What attracted you to painting?
I would say its erotic appearance and its ability to make you feel its temperature.
Your artwork questions sexuality and queer identity in a theatrical and dreamlike dramatic and perhaps ironic stage, do you want to talk about that?
The main subjects of my paintings are Agender characters, subjects who speak to us of a non-binary genre, who feel neither men nor women, but who carry the limits of the chaos of existence.
How is your art perceived your art in Italy place where you work and live?
I live between Milan and London, although lately, I prefer to live in Italy where I can be concentrate and paint a lot. London, as we know, is an ideal place to capture reflections on contemporary art but I find it hard to be focused. I must admit that Italy has welcomed my work with great interest and curiosity; I will soon have two personal exhibitions in Rome and Milan.
How your painting start and take shape?
I have no single way to make my paintings.
Sometimes, I use simple drawings, other times I use the digital software to have a preview of my project, I paint directly on the canvas. I always try to find different ways to shape my paintings.

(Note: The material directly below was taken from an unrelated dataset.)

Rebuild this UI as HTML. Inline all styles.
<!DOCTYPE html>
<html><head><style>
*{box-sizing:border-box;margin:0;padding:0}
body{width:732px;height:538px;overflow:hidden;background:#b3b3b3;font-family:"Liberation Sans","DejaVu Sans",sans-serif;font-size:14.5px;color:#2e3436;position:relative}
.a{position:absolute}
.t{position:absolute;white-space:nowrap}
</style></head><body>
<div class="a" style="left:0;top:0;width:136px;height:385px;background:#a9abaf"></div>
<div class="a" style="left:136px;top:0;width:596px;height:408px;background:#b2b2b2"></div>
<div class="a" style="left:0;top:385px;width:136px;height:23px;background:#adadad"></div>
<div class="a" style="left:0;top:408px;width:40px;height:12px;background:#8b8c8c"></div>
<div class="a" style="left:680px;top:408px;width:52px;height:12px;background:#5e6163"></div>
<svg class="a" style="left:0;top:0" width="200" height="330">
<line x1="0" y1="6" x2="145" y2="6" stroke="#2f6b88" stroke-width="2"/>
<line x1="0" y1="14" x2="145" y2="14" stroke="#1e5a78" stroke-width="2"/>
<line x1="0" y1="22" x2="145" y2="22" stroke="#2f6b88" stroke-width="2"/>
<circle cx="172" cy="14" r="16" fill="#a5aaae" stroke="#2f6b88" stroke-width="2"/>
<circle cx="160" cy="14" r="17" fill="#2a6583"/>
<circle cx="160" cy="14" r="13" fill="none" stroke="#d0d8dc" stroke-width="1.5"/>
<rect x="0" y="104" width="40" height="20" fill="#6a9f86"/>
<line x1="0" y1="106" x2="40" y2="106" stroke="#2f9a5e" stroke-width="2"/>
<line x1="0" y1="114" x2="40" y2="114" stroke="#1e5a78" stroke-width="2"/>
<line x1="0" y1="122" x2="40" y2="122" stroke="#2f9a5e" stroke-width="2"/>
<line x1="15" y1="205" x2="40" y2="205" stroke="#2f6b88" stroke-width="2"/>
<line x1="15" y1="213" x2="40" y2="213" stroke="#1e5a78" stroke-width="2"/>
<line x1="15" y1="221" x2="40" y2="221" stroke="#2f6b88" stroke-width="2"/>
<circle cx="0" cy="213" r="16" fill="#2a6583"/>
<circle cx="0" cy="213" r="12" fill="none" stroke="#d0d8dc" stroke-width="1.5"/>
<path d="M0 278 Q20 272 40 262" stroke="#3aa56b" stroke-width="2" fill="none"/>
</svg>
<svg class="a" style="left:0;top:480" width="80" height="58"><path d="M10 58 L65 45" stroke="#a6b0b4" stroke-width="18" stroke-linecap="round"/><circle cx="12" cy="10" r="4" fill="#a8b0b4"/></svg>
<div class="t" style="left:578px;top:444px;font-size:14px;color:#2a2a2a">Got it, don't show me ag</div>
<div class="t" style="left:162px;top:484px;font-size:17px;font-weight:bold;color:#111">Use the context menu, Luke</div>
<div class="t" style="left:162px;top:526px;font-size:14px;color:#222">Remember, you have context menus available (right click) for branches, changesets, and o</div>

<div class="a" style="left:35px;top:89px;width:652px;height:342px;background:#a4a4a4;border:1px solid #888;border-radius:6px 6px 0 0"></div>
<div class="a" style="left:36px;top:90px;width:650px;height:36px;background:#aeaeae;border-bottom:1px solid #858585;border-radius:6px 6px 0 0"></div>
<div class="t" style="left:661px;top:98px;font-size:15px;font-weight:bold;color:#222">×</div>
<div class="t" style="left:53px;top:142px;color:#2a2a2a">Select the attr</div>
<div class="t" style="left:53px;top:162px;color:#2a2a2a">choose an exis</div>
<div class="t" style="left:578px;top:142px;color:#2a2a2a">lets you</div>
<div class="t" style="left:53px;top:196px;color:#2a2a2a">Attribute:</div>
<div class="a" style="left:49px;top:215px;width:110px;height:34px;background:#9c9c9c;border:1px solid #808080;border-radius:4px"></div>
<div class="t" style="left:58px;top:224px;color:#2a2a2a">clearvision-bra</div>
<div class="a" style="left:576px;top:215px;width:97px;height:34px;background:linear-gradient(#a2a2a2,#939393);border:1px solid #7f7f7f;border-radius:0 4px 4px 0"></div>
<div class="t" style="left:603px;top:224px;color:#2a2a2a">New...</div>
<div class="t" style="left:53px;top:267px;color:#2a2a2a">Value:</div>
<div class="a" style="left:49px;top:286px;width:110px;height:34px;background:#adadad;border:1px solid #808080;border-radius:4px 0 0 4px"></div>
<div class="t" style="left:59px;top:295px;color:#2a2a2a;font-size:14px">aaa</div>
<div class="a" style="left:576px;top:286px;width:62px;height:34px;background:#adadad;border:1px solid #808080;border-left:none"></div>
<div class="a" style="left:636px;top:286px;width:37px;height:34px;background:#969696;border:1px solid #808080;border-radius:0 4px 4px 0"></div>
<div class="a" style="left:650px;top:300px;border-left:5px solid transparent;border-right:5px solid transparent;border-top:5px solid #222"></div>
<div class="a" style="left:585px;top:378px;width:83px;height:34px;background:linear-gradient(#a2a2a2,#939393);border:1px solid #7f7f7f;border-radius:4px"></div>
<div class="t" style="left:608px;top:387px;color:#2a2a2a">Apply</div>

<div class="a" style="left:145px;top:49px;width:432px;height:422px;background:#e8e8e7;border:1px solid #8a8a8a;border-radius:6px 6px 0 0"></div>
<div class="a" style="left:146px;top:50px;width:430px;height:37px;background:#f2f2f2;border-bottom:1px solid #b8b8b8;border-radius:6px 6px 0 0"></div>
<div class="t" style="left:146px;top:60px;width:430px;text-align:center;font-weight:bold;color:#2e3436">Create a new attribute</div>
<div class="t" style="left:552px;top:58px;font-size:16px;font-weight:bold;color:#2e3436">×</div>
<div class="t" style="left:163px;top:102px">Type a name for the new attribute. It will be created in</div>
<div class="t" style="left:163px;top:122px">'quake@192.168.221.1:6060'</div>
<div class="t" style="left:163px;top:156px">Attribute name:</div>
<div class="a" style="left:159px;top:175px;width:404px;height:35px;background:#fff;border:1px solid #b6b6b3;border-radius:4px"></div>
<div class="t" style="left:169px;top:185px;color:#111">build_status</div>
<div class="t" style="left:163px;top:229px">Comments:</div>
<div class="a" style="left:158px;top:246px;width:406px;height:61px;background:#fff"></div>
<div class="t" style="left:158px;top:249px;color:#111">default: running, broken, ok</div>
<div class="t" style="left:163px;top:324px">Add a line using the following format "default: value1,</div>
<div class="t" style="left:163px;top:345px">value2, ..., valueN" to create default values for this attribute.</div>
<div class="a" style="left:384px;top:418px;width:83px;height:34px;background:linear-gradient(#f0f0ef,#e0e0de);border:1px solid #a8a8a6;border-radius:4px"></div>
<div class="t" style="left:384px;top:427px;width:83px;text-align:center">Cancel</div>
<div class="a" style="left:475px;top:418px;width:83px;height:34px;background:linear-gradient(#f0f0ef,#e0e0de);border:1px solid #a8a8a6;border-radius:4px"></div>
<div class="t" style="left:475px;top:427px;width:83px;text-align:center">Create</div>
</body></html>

You became a ‘YouTuber’, how is the relation with the public and be online and offline?
Well, call me YouTuber would be too much. (laughs)
The idea comes from a strong passion that I have about books; I like the idea that through a book, a sentence, a title, a painter can make an image. It’s quite magical. It is one of the many ways to make a painting and spreading one's passion into another medium like a video on YouTube. I think my little audience really appreciates this unique channel. (laughs)

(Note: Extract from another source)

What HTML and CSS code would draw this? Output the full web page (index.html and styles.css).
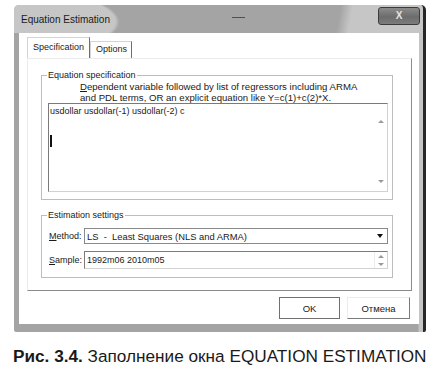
FILE: index.html
```html
<!DOCTYPE html>
<html lang="ru">
  <head>
    <meta charset="UTF-8">
    <meta name="viewport" content="width=device-width, initial-scale=1.0">
    <title>Equation Estimation</title>
    <link rel="stylesheet" href="styles.css">
  </head>
  <body>
    <div class="window">
      <div class="titlebar">
        <span class="title">Equation Estimation</span>
        <span class="title-mark"></span>
        <span class="close">X</span>
      </div>
      <div class="client">
        <div class="tabs">
          <span class="tab tab-active">Specification</span>
          <span class="tab">Options</span>
        </div>
        <div class="tab-panel">
          <fieldset class="group">
            <legend>Equation specification</legend>
            <p class="hint"><u>D</u>ependent variable followed by list of regressors including ARMA<br>and PDL terms, OR an explicit equation like Y=c(1)+c(2)*X.</p>
            <div class="memo">
              <div class="memo-text">usdollar usdollar(-1) usdollar(-2) c<span class="caret"></span></div>
              <div class="memo-scroll">
                <span class="arrow-up"></span>
                <span class="arrow-down"></span>
              </div>
            </div>
          </fieldset>
          <fieldset class="group group-est">
            <legend>Estimation settings</legend>
            <div class="field-row">
              <label><u>M</u>ethod:</label>
              <div class="combo">
                <span class="combo-text">LS  -  Least Squares (NLS and ARMA)</span>
                <span class="combo-btn"></span>
              </div>
            </div>
            <div class="field-row">
              <label><u>S</u>ample:</label>
              <div class="spin">
                <span class="spin-text">1992m06 2010m05</span>
                <span class="spin-btns">
                  <span class="arrow-up"></span>
                  <span class="arrow-down"></span>
                </span>
              </div>
            </div>
          </fieldset>
        </div>
        <div class="buttons">
          <button class="btn btn-ok">OK</button>
          <button class="btn btn-cancel">Отмена</button>
        </div>
      </div>
    </div>
    <p class="caption"><b>Рис. 3.4.</b> Заполнение окна EQUATION ESTIMATION</p>
  </body>
</html>
```

FILE: styles.css
```css
*, *::before, *::after {
    box-sizing: border-box;
}
body {
    margin: 0;
    background: #fff;
    font-family: "Liberation Sans", Arial, sans-serif;
    color: #1a1a1a;
}

/* window frame */
.window {
    width: 412px;
    height: 327px;
    margin: 5px 0 0 14px;
    background: linear-gradient(to right, #a4a4a4 0, #a4a4a4 404px, #c4c4c4 405px);
    border-right: 3px solid #262626;
    border-radius: 5px 5px 2px 2px;
    display: flex;
    flex-direction: column;
}
.titlebar {
    height: 28px;
    display: flex;
    align-items: flex-start;
    padding-left: 7px;
    border-radius: 5px 5px 0 0;
    background:
        radial-gradient(ellipse 110px 34px at 0 60%, #c6c6c6 92%, rgba(198,198,198,0) 96%),
        linear-gradient(100deg, #a4a4a4 0, #a4a4a4 322px, #c6c6c6 334px);
}
.title {
    margin-top: 9px;
    font-size: 10px;
    line-height: 12px;
}
.title-mark {
    width: 13px;
    height: 1px;
    margin: 12px 0 0 122px;
    background: #505050;
}
.close {
    margin: 2px 3px 0 auto;
    width: 42px;
    height: 18px;
    border: 1px solid #3c3c3c;
    border-radius: 3px;
    background: linear-gradient(#8c8c8c, #6c6c6c 55%, #7c7c7c);
    color: #e4e4e4;
    font-size: 10px;
    font-weight: bold;
    line-height: 16px;
    text-align: center;
}
.client {
    flex: 1;
    margin: 0 4px 8px 5px;
    padding: 4px 7px 0 8px;
    background: #fff;
    display: flex;
    flex-direction: column;
}

/* tabs */
.tabs {
    display: flex;
    align-items: flex-end;
    height: 21px;
}
.tab {
    height: 17px;
    padding: 0 4px 0 5px;
    border-top: 1px solid #d4d4d4;
    border-left: 1px solid #d4d4d4;
    border-right: 1px solid #6e6e6e;
    font-size: 9px;
    line-height: 15px;
}
.tab-active {
    height: 21px;
    padding: 2px 5px 0 5px;
}
.tab-panel {
    height: 233px;
    border: 1px solid;
    border-color: #ececec #8c8c8c #8c8c8c #ececec;
    padding: 11px 18px 0 13px;
}

/* group boxes */
.group {
    margin: 0;
    border: 1px solid #bdbdbd;
    padding: 0 4px 7px 6px;
}
.group legend {
    padding: 0 1px;
    margin-left: -1px;
    font-size: 9px;
    line-height: 11px;
}
.group-est {
    margin-top: 10px;
    padding-bottom: 8px;
}
.hint {
    margin: 0;
    padding-left: 32px;
    font-size: 9.6px;
    line-height: 11px;
}
.memo {
    display: flex;
    height: 89px;
    border: 1px solid;
    border-color: #7a7a7a #d2d2d2 #d2d2d2 #7a7a7a;
}
.memo-text {
    flex: 1;
    padding: 2px 0 0 1px;
    font-size: 9px;
    line-height: 11px;
}
.caret {
    display: block;
    width: 2px;
    height: 12px;
    margin-top: 18px;
    background: #111;
}
.memo-scroll {
    width: 12px;
    display: flex;
    flex-direction: column;
    justify-content: space-between;
    align-items: center;
    padding: 16px 0 8px;
}
.arrow-up, .arrow-down {
    width: 0;
    height: 0;
    border-left: 3px solid transparent;
    border-right: 3px solid transparent;
}
.arrow-up {
    border-bottom: 3px solid #9a9a9a;
}
.arrow-down {
    border-top: 3px solid #9a9a9a;
}

/* estimation rows */
.field-row {
    display: flex;
    align-items: center;
    margin-top: 7px;
    font-size: 9px;
}
.field-row label {
    width: 36px;
    padding-left: 1px;
}
.combo {
    flex: 1;
    height: 16px;
    display: flex;
    align-items: center;
    padding-left: 2px;
    border: 1px solid #8a8a8a;
}
.combo-text {
    white-space: pre;
    font-size: 9.4px;
}
.combo-btn {
    margin-left: auto;
    width: 14px;
    height: 100%;
    display: flex;
    align-items: center;
    justify-content: center;
}
.combo-btn::after {
    content: "";
    border-left: 3.5px solid transparent;
    border-right: 3.5px solid transparent;
    border-top: 4px solid #111;
}
.spin {
    flex: 1;
    height: 18px;
    display: flex;
    align-items: center;
    padding-left: 2px;
    border: 1px solid;
    border-color: #7a7a7a #d2d2d2 #d2d2d2 #7a7a7a;
}
.spin-btns {
    margin-left: auto;
    width: 13px;
    height: 100%;
    display: flex;
    flex-direction: column;
    justify-content: space-around;
    align-items: center;
    border-left: 1px solid #ececec;
}

/* dialog buttons */
.buttons {
    display: flex;
    justify-content: flex-end;
    gap: 7px;
    margin-top: 6px;
    padding-right: 2px;
}
.btn {
    height: 22px;
    padding: 0;
    background: #fff;
    color: #1a1a1a;
    font-family: "Liberation Sans", Arial, sans-serif;
    font-size: 9.5px;
}
.btn-ok {
    width: 61px;
    border: 1px solid #707070;
}
.btn-cancel {
    width: 63px;
    border: 1px solid;
    border-color: #ececec #7a7a7a #7a7a7a #ececec;
}

.caption {
    margin: 15px 0 0 13px;
    font-size: 17.2px;
    line-height: 18px;
    color: #1a1a1a;
}
```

What is informing your work right now?
I am interested to represent the various forms or masks that tragedy has worn over time and to questioning the tragic through the expressive form of parody.
Why do you think art is important and what is it for you?
In this respect, I like to remember the wonderful writer Etty Hillesum.
Despite her knowing that she would be deported to concentration camps, she wrote about Rilke’s poetry and how beautiful is life. Therefore, answering to your question, I think it is something necessary, urgent and violent but also is its opposite.